Link Posted: 7/20/2003 3:10:21 PM EDT

(5) Inventors, designers, ordinance consultants and researchers, chemists, physicists, and other persons employed by or under contact with a manufacturing company engaged in making or doing research designed to enlarge knowledge or to facilitate the creation, development, or manufacture of more effective police-type body armor.





Ok, so it sounds like you need to buy a $50 surplus flak jacket and put a few rounds into it and keep it handy...
Link Posted: 7/21/2003 6:48:29 AM EDT
Nyclad is coated with nylon, not teflon. The coating was designed to reduce airborne lead in indoor ranges. I have used it in indoor ranges and it is accurate and easy to clean up after.

On another note...

I wonder why so may folks, including the ones that wrote this law, think teflon-coating a bullet will make it a magical bullet-resistant vest penetrator. The so-called "cop-killers" shown on TV in the 80s were pointed brass bullets going very fast. This alone was enough to defeat some vests. The teflon was just there to help not eat up barrels so darn fast!
Link Posted: 7/21/2003 10:45:39 AM EDT
"In the mid 1960's, Dr. Paul Kopsch (an Ohio coroner), Daniel Turcos (a police sergeant) and Donald Ward (Dr. Kopsch's special investigator) began experimenting with special purpose handgun ammunition. Their objective was to develop a law enforcement round capable of improved penetration against hard targets like windshield glass and automobile doors. Conventional bullets, made primarily from lead, are often ineffective against hard targets especially when fired at handgun velocities.
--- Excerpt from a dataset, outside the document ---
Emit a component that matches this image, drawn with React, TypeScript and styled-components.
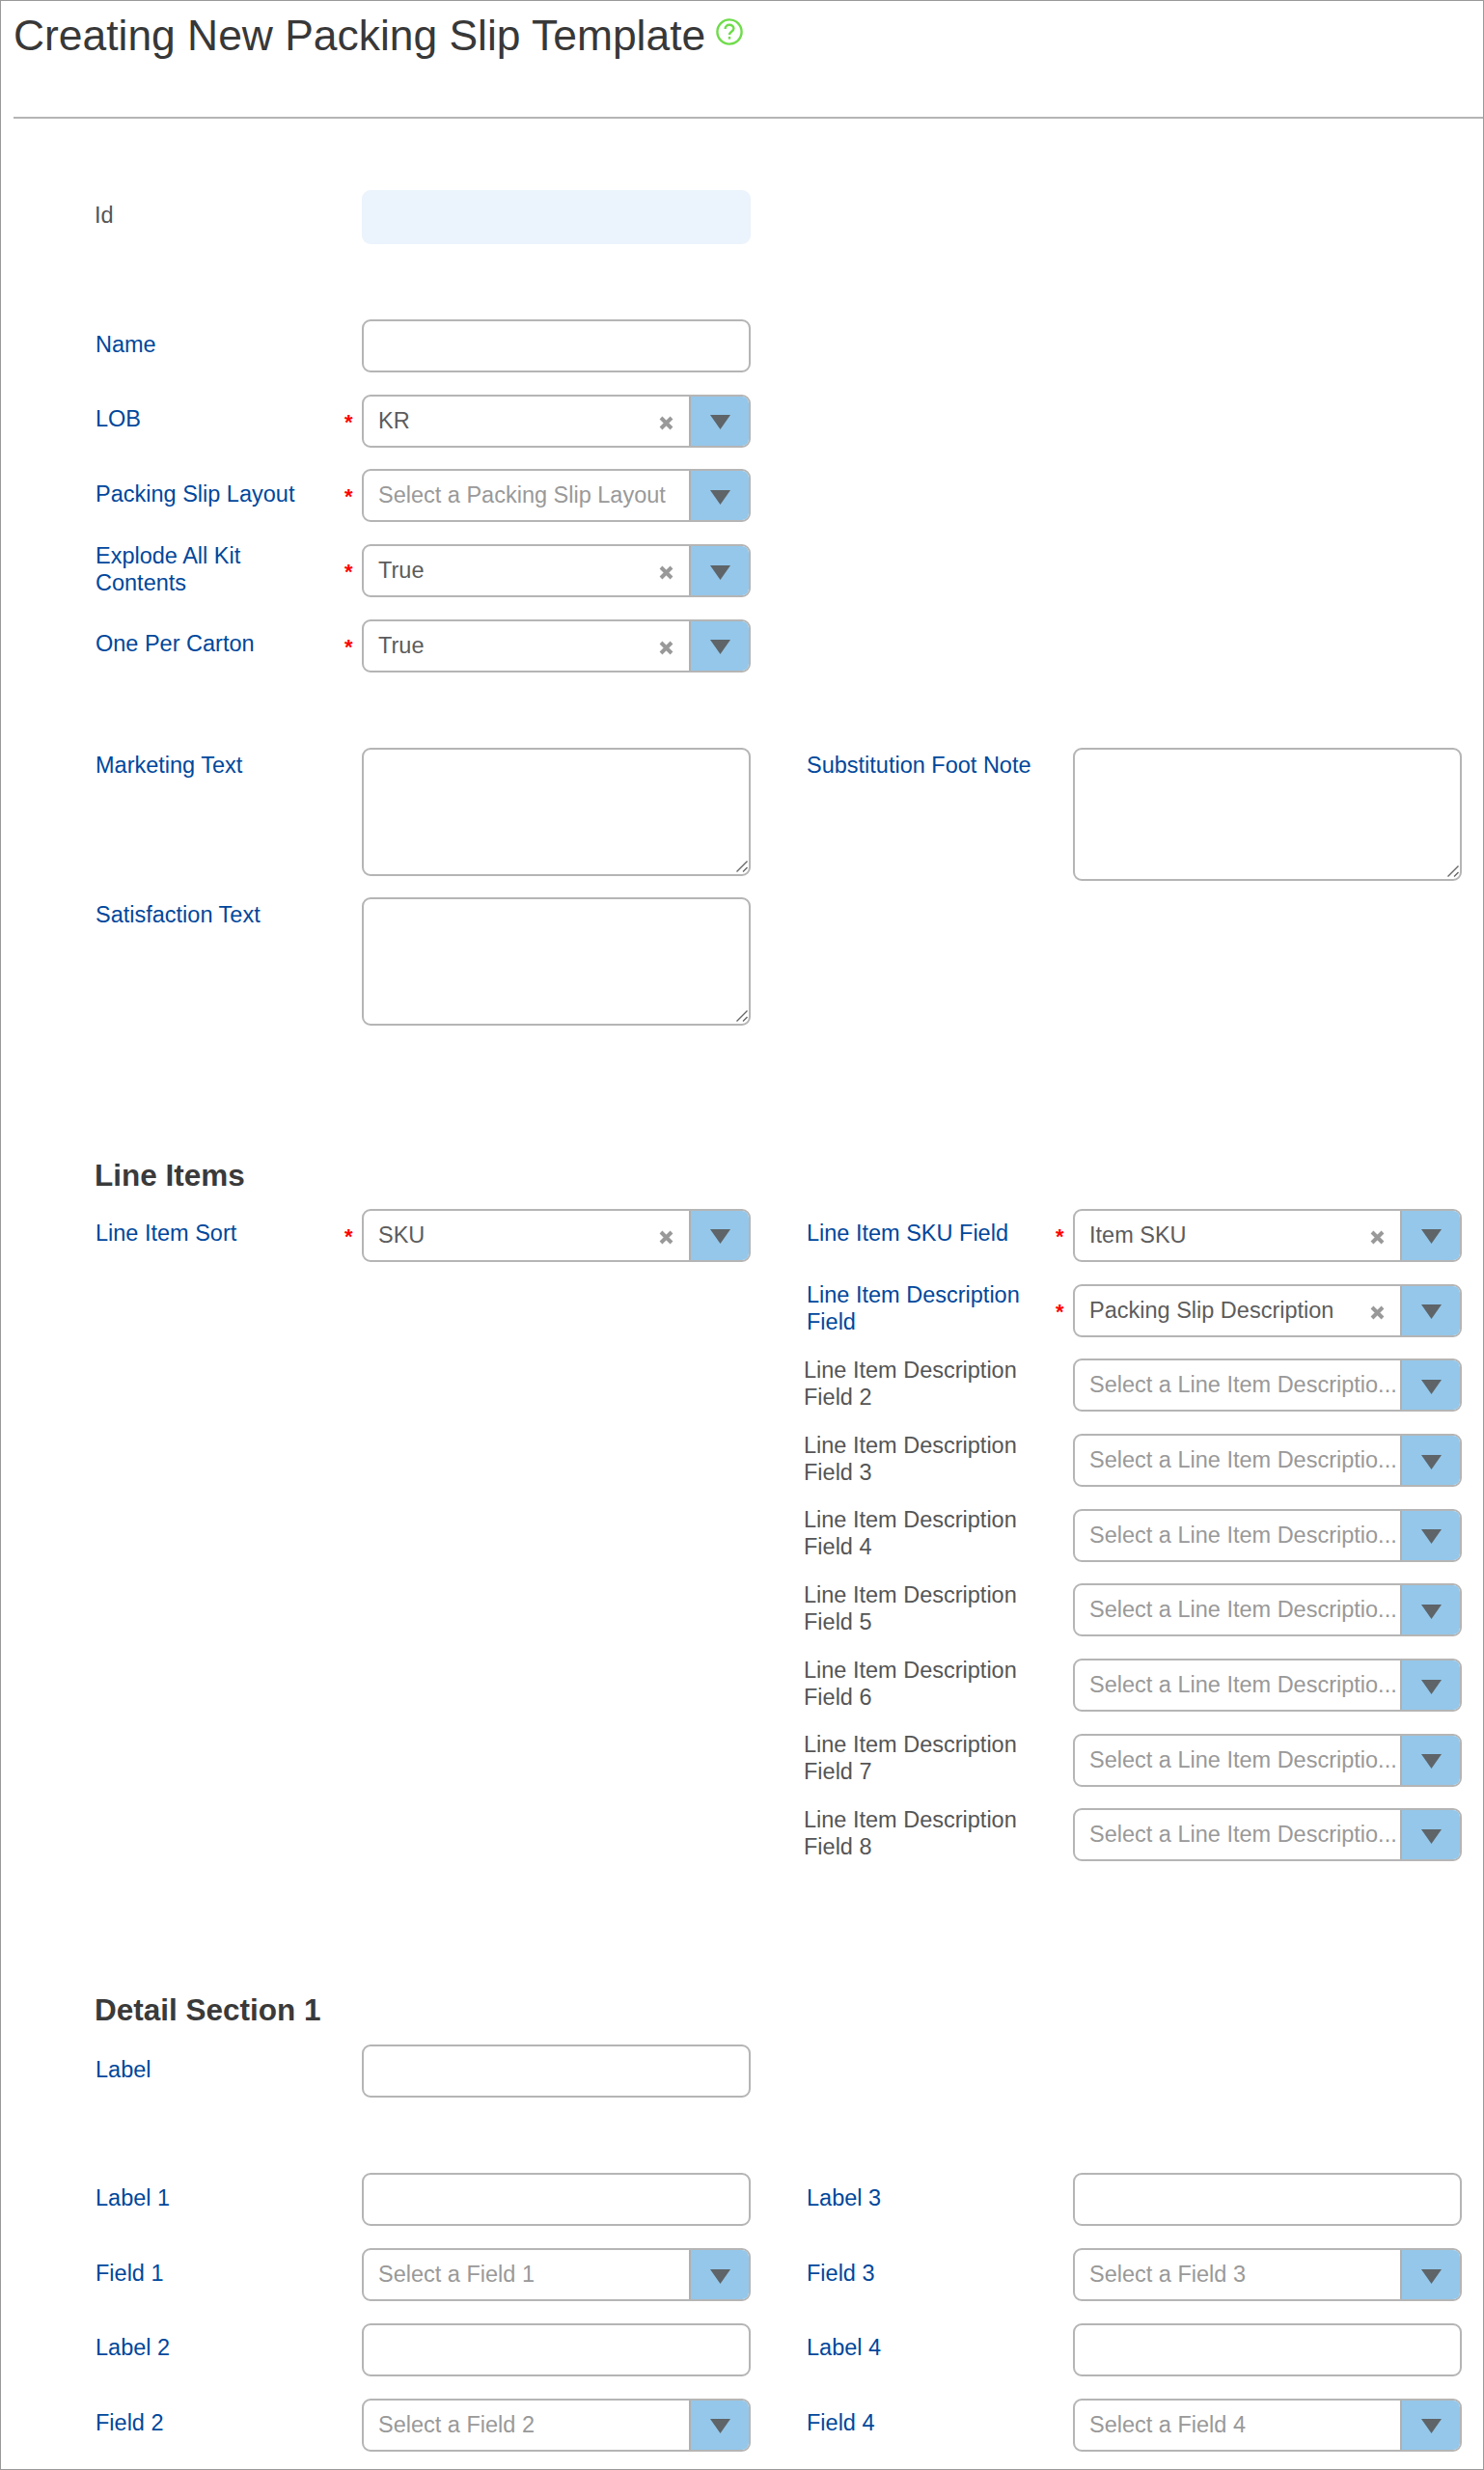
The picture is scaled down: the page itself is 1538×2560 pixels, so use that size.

In the 1970's, Kopsch, Turcos and Ward produced their "KTW" handgun ammunition using steel cored bullets capable of great penetration. Following further experimentation, in 1981 they began producing bullets constructed primarily of brass. The hard brass bullets caused exceptional wear on handgun barrels, a problem combated by coating the bullets with Teflon. The Teflon coating did nothing to improve penetration, it simply reduced damage to the gun barrel.

Despite the facts that "KTW" ammunition had never been available to the general public and that no police officer has ever been killed by a handgun bullet penetrating their body armor, the media incorrectly reported that the Teflon coated bullets were designed to defeat the body armor that law enforcement officers were beginning to use. The myth of "Cop-killer" bullets was born."

You don't need the teflon coating to defeat the vest, the teflon coating keeps the round from wearing out the pistol.

Link Posted: 7/21/2003 8:25:37 PM EDT
Nyclad is Nylon coated, not Teflon. They are sold in NC.